It's not a joke, it's a programming language tuned for distributed systems

At the Strange Loop conference in St. Louis, Missouri, earlier this month, Paul Chiusano, founder of Unison Computing, gave the audience a tour of Unison, an emerging programming language designed for building distributed systems.

Created by Chiusano, Arya Irani and Rúnar Bjarnason, Unison was inspired by Haskell, Erlang, and Frank, a trio of functional programming languages. It's an open source statically typed functional programming language and it's currently in public alpha testing.

Chiusano, in his presentation at the conference, said Unison is based on a core technical ideal. "In Unison, we're going to identify definitions not by their name but by a hash of their content," he explained.

Programmers commonly define functions by giving them names like "foo" or "bar." You can do that in Unison too, but the way the language keeps track of those names – which are just metadata in Unison – is by associating them with a 512-bit SHA3 content hash of the implementation of that function.

Using a hash as the address of specific content has implications for the way Unison code gets stored. "For each hash, we're going to store its serialized abstract syntax tree," said Chiusano.

That abstract syntax tree (AST) stores hashes of various dependencies – the basic operations within the definition at issue. And that AST becomes the source of truth for a Unison program, rather than a textual representation stored in files.

Chisano said no one has really tried to build a programming language around this idea, though it appears OCaml stores MD5 hashes of the modules it depends on, to verify them at link time.

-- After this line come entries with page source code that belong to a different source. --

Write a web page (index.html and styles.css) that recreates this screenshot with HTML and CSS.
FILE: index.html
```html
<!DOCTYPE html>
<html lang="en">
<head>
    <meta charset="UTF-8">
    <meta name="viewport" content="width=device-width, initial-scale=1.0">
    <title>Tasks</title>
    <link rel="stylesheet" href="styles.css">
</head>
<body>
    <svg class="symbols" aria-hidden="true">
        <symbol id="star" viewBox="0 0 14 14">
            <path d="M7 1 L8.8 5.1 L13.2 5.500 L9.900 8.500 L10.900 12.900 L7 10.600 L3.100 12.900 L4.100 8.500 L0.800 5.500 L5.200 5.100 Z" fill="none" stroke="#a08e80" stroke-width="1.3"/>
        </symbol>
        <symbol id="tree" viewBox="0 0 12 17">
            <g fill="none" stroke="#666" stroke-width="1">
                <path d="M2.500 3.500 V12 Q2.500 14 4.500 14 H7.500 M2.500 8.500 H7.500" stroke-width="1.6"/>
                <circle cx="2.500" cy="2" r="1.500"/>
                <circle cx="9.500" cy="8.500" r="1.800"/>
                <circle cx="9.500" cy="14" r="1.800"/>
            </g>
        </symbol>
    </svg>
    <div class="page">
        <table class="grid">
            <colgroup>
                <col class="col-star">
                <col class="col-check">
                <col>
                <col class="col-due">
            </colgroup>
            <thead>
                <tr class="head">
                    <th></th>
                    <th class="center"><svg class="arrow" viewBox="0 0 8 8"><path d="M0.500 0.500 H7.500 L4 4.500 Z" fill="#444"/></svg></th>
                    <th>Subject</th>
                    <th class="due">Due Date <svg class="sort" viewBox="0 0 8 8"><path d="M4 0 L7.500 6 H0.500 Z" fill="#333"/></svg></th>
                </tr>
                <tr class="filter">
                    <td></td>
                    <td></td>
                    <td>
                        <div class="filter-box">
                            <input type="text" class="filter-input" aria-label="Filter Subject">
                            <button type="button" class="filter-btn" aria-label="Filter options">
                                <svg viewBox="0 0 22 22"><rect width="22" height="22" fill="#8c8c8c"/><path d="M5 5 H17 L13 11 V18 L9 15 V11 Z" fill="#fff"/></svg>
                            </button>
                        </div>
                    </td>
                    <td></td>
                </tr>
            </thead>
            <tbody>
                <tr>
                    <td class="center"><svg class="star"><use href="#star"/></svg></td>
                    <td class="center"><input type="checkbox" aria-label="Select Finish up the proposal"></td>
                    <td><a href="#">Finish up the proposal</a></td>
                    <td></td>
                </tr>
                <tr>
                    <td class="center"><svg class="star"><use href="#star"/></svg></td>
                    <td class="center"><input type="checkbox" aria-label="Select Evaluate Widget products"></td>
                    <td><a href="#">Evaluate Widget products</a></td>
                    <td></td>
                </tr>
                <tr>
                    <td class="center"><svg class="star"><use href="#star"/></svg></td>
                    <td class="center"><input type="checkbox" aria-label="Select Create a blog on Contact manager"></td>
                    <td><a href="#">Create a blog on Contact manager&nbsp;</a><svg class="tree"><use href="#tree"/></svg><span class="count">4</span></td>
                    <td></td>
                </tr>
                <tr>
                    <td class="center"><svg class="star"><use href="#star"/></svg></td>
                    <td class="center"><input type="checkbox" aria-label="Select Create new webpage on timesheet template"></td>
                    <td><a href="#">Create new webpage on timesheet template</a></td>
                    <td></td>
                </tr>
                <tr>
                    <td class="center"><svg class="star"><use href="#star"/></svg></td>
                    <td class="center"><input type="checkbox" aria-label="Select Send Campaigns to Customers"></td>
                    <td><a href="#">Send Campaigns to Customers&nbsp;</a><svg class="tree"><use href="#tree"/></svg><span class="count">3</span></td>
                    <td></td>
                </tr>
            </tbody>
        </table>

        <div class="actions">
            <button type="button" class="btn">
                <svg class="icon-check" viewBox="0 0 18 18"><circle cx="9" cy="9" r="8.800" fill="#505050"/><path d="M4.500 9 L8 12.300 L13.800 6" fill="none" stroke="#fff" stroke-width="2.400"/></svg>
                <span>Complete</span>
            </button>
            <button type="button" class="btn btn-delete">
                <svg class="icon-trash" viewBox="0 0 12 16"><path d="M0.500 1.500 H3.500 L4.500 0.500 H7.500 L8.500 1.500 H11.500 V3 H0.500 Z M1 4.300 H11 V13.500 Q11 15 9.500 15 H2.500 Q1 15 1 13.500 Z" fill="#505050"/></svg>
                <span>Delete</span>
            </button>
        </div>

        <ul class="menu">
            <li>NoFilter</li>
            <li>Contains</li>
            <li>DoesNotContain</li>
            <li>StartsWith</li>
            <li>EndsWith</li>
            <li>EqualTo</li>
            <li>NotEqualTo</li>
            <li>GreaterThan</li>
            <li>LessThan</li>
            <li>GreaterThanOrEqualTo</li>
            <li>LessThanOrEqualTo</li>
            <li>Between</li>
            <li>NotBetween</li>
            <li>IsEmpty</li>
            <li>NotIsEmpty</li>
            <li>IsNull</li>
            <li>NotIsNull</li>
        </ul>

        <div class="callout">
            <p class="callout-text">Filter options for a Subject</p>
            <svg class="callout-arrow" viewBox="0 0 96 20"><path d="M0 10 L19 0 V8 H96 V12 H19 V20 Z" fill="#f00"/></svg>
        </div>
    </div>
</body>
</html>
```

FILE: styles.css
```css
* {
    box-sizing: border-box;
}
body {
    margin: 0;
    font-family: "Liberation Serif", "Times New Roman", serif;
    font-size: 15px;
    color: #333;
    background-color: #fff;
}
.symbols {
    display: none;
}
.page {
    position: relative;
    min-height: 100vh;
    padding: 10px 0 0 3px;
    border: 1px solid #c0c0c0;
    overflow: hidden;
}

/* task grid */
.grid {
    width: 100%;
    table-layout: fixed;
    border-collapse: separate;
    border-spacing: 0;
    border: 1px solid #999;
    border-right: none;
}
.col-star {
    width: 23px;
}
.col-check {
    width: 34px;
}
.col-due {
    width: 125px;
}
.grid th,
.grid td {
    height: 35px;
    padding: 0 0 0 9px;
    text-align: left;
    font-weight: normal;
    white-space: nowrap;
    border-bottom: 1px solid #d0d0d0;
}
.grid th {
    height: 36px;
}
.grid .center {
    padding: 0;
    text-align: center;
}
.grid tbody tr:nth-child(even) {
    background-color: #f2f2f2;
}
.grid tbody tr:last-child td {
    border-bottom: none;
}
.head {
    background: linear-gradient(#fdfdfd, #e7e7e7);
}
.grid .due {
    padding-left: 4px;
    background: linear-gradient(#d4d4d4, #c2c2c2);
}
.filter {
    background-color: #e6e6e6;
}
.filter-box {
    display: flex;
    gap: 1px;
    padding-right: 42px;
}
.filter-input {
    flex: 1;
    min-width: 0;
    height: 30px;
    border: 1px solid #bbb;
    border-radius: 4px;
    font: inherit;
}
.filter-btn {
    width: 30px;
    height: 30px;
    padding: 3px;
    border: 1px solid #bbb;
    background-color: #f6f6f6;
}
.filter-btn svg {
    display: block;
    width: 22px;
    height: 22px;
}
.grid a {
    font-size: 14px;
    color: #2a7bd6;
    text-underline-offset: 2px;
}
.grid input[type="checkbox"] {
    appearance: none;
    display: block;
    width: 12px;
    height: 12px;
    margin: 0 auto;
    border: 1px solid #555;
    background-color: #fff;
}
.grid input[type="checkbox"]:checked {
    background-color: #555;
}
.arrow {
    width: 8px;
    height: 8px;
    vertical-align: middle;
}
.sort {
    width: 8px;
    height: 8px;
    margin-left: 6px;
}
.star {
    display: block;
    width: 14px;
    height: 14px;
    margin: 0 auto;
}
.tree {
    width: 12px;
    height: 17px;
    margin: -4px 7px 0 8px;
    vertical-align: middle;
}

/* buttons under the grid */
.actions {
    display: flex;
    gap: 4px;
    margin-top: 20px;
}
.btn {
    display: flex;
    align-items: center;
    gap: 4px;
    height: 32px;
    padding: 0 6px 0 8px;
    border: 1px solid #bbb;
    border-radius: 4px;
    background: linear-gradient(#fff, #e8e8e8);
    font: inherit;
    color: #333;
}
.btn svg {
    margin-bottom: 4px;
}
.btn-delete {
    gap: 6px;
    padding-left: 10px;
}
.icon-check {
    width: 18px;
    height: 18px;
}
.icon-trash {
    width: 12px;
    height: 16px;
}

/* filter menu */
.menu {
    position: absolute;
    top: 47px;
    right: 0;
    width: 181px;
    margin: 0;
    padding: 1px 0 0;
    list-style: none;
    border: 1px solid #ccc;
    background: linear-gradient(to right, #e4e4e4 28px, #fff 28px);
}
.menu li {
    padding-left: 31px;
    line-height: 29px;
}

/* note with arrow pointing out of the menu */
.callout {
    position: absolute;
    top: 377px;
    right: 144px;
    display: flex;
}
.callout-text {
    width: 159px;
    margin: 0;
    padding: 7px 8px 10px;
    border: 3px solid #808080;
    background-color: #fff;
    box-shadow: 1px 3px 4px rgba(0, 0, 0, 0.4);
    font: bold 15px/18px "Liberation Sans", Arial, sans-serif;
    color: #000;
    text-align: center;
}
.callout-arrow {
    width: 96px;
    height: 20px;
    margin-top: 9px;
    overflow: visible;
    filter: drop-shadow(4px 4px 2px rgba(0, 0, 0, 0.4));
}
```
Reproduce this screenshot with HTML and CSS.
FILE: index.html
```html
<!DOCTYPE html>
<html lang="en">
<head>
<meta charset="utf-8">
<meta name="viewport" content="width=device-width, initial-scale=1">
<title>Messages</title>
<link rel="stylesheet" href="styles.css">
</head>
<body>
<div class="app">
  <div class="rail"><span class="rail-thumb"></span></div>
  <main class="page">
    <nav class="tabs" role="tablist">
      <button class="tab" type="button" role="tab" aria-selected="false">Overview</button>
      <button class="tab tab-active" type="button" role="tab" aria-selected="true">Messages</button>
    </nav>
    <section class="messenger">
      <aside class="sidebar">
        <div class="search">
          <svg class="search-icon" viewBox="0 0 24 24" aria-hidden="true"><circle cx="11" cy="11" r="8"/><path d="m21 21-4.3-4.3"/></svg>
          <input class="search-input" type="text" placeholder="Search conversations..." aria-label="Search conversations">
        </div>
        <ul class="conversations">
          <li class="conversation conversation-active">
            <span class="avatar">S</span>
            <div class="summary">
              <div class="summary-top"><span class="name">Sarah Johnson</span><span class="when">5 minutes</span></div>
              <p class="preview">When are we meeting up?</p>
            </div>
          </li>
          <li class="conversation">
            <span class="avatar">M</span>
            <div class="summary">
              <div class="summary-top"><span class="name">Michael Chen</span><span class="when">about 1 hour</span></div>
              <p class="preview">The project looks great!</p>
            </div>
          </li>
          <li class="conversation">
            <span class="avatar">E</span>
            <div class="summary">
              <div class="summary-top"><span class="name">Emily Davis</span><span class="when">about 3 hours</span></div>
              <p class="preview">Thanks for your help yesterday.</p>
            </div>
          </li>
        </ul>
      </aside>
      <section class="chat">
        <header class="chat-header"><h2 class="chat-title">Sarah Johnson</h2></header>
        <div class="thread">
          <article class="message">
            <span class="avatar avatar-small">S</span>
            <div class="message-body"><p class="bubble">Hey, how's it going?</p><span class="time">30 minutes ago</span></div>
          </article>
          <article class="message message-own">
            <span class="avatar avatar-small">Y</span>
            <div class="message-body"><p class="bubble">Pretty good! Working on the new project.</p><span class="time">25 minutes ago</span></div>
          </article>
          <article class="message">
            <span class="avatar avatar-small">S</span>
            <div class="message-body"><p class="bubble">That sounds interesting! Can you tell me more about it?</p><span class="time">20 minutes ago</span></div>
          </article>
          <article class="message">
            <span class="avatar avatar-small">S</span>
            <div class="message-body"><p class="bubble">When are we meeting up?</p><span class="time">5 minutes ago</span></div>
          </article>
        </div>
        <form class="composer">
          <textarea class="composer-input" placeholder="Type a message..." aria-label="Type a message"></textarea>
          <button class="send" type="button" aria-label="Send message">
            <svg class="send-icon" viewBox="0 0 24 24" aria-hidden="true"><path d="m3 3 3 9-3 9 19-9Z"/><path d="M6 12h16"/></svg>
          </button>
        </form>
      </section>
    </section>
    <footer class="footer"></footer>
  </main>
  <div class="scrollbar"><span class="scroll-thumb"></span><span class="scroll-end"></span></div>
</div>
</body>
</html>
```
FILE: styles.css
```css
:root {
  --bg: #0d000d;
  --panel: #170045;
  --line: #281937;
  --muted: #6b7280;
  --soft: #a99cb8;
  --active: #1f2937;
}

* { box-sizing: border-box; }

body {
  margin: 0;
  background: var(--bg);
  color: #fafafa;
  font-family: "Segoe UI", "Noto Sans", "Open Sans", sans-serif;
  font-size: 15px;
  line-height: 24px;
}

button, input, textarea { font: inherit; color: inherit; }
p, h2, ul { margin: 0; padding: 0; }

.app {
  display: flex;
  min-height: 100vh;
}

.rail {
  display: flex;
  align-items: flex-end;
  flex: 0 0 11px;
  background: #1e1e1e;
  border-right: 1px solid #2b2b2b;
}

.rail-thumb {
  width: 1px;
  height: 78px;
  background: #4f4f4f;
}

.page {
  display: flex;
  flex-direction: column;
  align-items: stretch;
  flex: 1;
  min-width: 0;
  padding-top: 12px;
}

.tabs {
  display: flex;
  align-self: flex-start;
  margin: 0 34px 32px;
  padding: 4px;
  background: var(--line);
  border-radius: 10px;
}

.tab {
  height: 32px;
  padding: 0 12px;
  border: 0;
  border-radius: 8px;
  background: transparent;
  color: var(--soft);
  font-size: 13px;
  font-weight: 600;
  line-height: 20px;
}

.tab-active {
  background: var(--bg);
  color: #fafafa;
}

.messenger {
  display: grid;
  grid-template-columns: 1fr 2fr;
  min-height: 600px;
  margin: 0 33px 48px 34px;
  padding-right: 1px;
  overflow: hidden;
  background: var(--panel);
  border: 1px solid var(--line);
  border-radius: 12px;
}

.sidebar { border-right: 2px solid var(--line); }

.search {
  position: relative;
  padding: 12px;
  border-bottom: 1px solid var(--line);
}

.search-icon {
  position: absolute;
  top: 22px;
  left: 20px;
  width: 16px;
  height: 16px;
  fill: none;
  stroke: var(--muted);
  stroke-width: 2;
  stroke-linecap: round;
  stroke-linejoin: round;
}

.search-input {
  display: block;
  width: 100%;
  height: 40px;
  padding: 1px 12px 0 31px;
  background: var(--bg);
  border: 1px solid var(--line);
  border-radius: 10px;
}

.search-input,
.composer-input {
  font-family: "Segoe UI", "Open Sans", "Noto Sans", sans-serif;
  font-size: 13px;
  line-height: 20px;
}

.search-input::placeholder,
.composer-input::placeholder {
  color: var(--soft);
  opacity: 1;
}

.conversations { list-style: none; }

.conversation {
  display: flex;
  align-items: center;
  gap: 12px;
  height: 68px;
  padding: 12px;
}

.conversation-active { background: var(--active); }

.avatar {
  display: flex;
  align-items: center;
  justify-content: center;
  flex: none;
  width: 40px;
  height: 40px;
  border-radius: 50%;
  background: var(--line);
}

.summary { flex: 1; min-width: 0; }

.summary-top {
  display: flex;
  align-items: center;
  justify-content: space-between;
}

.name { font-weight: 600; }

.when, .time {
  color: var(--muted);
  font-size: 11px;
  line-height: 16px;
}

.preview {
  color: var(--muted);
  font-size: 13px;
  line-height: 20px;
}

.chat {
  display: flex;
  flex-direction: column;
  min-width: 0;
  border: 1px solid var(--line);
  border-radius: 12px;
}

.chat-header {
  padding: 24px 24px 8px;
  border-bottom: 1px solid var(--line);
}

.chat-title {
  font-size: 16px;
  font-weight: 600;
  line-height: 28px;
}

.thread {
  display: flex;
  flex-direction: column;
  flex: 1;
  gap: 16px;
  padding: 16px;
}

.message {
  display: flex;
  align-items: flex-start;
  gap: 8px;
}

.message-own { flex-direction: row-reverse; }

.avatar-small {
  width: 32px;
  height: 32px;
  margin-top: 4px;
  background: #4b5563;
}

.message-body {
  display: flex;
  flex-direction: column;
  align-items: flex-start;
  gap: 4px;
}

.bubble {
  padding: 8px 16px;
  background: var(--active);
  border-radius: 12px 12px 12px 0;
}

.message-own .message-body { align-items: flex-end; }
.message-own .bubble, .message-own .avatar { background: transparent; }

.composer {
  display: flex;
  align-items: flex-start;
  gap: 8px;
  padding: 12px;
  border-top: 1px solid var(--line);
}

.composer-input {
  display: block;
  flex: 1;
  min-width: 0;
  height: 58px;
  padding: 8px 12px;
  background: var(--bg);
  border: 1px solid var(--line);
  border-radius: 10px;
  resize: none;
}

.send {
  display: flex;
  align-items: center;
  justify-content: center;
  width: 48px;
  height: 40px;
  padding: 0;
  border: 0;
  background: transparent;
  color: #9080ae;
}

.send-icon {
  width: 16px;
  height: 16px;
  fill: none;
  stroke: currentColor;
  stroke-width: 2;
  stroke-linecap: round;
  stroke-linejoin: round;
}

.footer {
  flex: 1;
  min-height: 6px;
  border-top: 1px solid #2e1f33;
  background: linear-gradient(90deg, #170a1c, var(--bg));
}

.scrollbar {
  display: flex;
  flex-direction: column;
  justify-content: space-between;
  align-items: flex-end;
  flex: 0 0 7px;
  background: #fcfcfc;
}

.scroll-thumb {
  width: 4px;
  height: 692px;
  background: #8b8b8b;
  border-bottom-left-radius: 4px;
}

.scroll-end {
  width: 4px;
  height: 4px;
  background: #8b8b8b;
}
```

And hashes are widely used as unique identifiers in a variety of applications.

The Unison website offers an apt metaphor to understand content-based addressing. "Unison definitions are like stars in the sky," the site says. "We can discover the stars in the sky and pick different names for these stars, but the stars exist independently of what we choose to call them."

The idea shares some conceptual similarities to return oriented programming, where program functionality gets assembled by referencing memory addresses to access specific machine instruction sequences.

Making code addressable by hash has significant implications for developers working with Unison.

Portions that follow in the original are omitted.